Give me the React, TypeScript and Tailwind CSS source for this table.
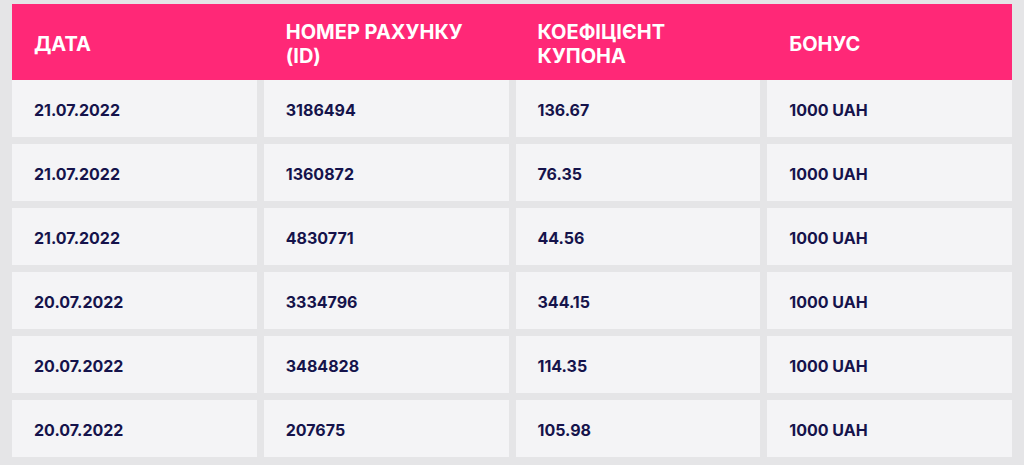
const headers = ['ДАТА', 'НОМЕР РАХУНКУ (ID)', 'КОЕФІЦІЄНТ КУПОНА', 'БОНУС'];

const rows = [
  ['21.07.2022', '3186494', '136.67', '1000 UAH'],
  ['21.07.2022', '1360872', '76.35', '1000 UAH'],
  ['21.07.2022', '4830771', '44.56', '1000 UAH'],
  ['20.07.2022', '3334796', '344.15', '1000 UAH'],
  ['20.07.2022', '3484828', '114.35', '1000 UAH'],
  ['20.07.2022', '207675', '105.98', '1000 UAH'],
];

export default function App() {
  return (
    <div className="min-h-[465px] w-[1024px] bg-[#e5e5e7] px-[12px] pt-[4px] font-['Inter',sans-serif]">
      <div className="grid h-[76px] grid-cols-4 gap-x-[7px] bg-[#ff2877]">
        {headers.map((h) => (
          <div key={h} className="flex items-center pl-[22px] pt-[4px]">
            <span className="max-w-[190px] text-[20px] font-bold leading-[24px] text-white">{h}</span>
          </div>
        ))}
      </div>
      <div className="grid grid-cols-4 gap-[7px]">
        {rows.map((r, i) =>
          r.map((c, j) => (
            <div
              key={`${i}-${j}`}
              className="flex h-[57px] items-center bg-[#f4f4f6] pl-[22px] pt-[3px] text-[16px] font-bold text-[#15134b]"
            >
              {c}
            </div>
          ))
        )}
      </div>
    </div>
  );
}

※

* TASK STATEMENT
Pictures in the data above should not be copied; transcribe everything else exactly.

* ANSWER TO THE EXERCISE
Give me the React, TypeScript and Tailwind CSS source for this table.
const headers = ['ДАТА', 'НОМЕР РАХУНКУ (ID)', 'КОЕФІЦІЄНТ КУПОНА', 'БОНУС'];

const rows = [
  ['21.07.2022', '3186494', '136.67', '1000 UAH'],
  ['21.07.2022', '1360872', '76.35', '1000 UAH'],
  ['21.07.2022', '4830771', '44.56', '1000 UAH'],
  ['20.07.2022', '3334796', '344.15', '1000 UAH'],
  ['20.07.2022', '3484828', '114.35', '1000 UAH'],
  ['20.07.2022', '207675', '105.98', '1000 UAH'],
];

export default function App() {
  return (
    <div className="min-h-[465px] w-[1024px] bg-[#e5e5e7] px-[12px] pt-[4px] font-['Inter',sans-serif]">
      <div className="grid h-[76px] grid-cols-4 gap-x-[7px] bg-[#ff2877]">
        {headers.map((h) => (
          <div key={h} className="flex items-center pl-[22px] pt-[4px]">
            <span className="max-w-[190px] text-[20px] font-bold leading-[24px] text-white">{h}</span>
          </div>
        ))}
      </div>
      <div className="grid grid-cols-4 gap-[7px]">
        {rows.map((r, i) =>
          r.map((c, j) => (
            <div
              key={`${i}-${j}`}
              className="flex h-[57px] items-center bg-[#f4f4f6] pl-[22px] pt-[3px] text-[16px] font-bold text-[#15134b]"
            >
              {c}
            </div>
          ))
        )}
      </div>
    </div>
  );
}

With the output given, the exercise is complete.